— Start of DATASET EXTRACT —
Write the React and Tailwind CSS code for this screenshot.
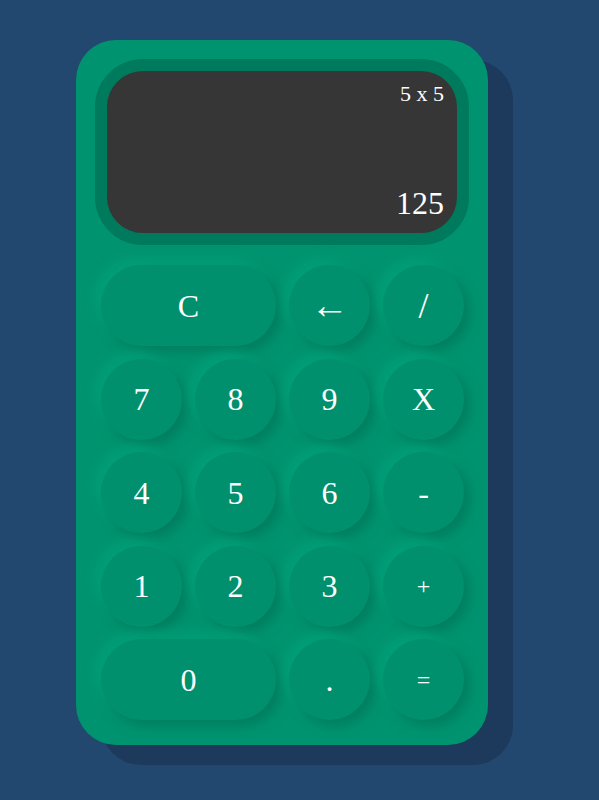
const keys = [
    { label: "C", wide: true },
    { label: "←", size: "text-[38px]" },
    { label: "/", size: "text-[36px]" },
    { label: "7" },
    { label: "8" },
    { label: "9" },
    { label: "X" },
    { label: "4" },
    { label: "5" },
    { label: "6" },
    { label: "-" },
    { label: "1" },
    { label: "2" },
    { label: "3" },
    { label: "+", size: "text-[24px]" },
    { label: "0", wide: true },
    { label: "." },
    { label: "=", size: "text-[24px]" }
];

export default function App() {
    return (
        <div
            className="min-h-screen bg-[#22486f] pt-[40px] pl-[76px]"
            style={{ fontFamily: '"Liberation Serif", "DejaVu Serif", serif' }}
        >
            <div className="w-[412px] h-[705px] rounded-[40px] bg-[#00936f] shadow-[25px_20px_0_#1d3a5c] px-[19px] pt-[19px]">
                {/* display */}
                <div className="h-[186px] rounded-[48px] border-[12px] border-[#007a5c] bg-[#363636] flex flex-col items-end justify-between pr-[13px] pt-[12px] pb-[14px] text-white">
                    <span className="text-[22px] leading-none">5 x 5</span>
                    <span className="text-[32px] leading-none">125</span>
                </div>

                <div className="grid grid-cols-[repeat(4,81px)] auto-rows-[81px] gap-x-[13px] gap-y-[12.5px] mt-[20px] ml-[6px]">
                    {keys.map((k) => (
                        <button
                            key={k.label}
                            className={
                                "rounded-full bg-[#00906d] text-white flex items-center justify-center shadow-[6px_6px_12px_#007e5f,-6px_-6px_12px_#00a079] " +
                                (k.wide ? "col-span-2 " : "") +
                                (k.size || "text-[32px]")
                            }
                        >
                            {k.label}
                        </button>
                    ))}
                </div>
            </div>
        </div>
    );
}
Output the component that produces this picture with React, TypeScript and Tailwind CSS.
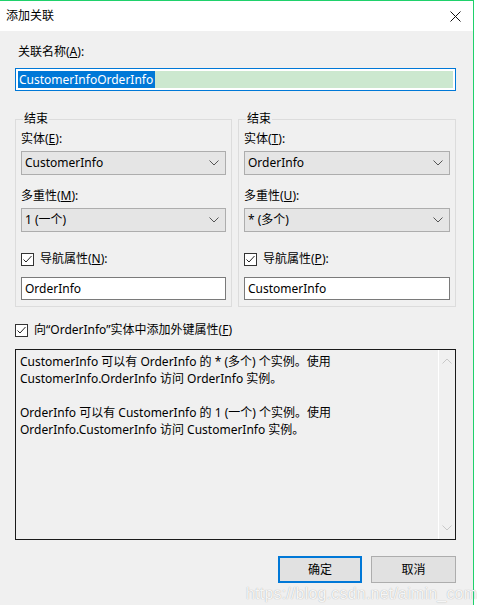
— End of DATASET EXTRACT —
**WORK REQUIRED:**
Return each line exactly as written. Any picture gets left out.

**RESULT OF THE EXERCISE:**
Write the React and Tailwind CSS code for this screenshot.
const keys = [
    { label: "C", wide: true },
    { label: "←", size: "text-[38px]" },
    { label: "/", size: "text-[36px]" },
    { label: "7" },
    { label: "8" },
    { label: "9" },
    { label: "X" },
    { label: "4" },
    { label: "5" },
    { label: "6" },
    { label: "-" },
    { label: "1" },
    { label: "2" },
    { label: "3" },
    { label: "+", size: "text-[24px]" },
    { label: "0", wide: true },
    { label: "." },
    { label: "=", size: "text-[24px]" }
];

export default function App() {
    return (
        <div
            className="min-h-screen bg-[#22486f] pt-[40px] pl-[76px]"
            style={{ fontFamily: '"Liberation Serif", "DejaVu Serif", serif' }}
        >
            <div className="w-[412px] h-[705px] rounded-[40px] bg-[#00936f] shadow-[25px_20px_0_#1d3a5c] px-[19px] pt-[19px]">
                {/* display */}
                <div className="h-[186px] rounded-[48px] border-[12px] border-[#007a5c] bg-[#363636] flex flex-col items-end justify-between pr-[13px] pt-[12px] pb-[14px] text-white">
                    <span className="text-[22px] leading-none">5 x 5</span>
                    <span className="text-[32px] leading-none">125</span>
                </div>

                <div className="grid grid-cols-[repeat(4,81px)] auto-rows-[81px] gap-x-[13px] gap-y-[12.5px] mt-[20px] ml-[6px]">
                    {keys.map((k) => (
                        <button
                            key={k.label}
                            className={
                                "rounded-full bg-[#00906d] text-white flex items-center justify-center shadow-[6px_6px_12px_#007e5f,-6px_-6px_12px_#00a079] " +
                                (k.wide ? "col-span-2 " : "") +
                                (k.size || "text-[32px]")
                            }
                        >
                            {k.label}
                        </button>
                    ))}
                </div>
            </div>
        </div>
    );
}
Output the component that produces this picture with React, TypeScript and Tailwind CSS.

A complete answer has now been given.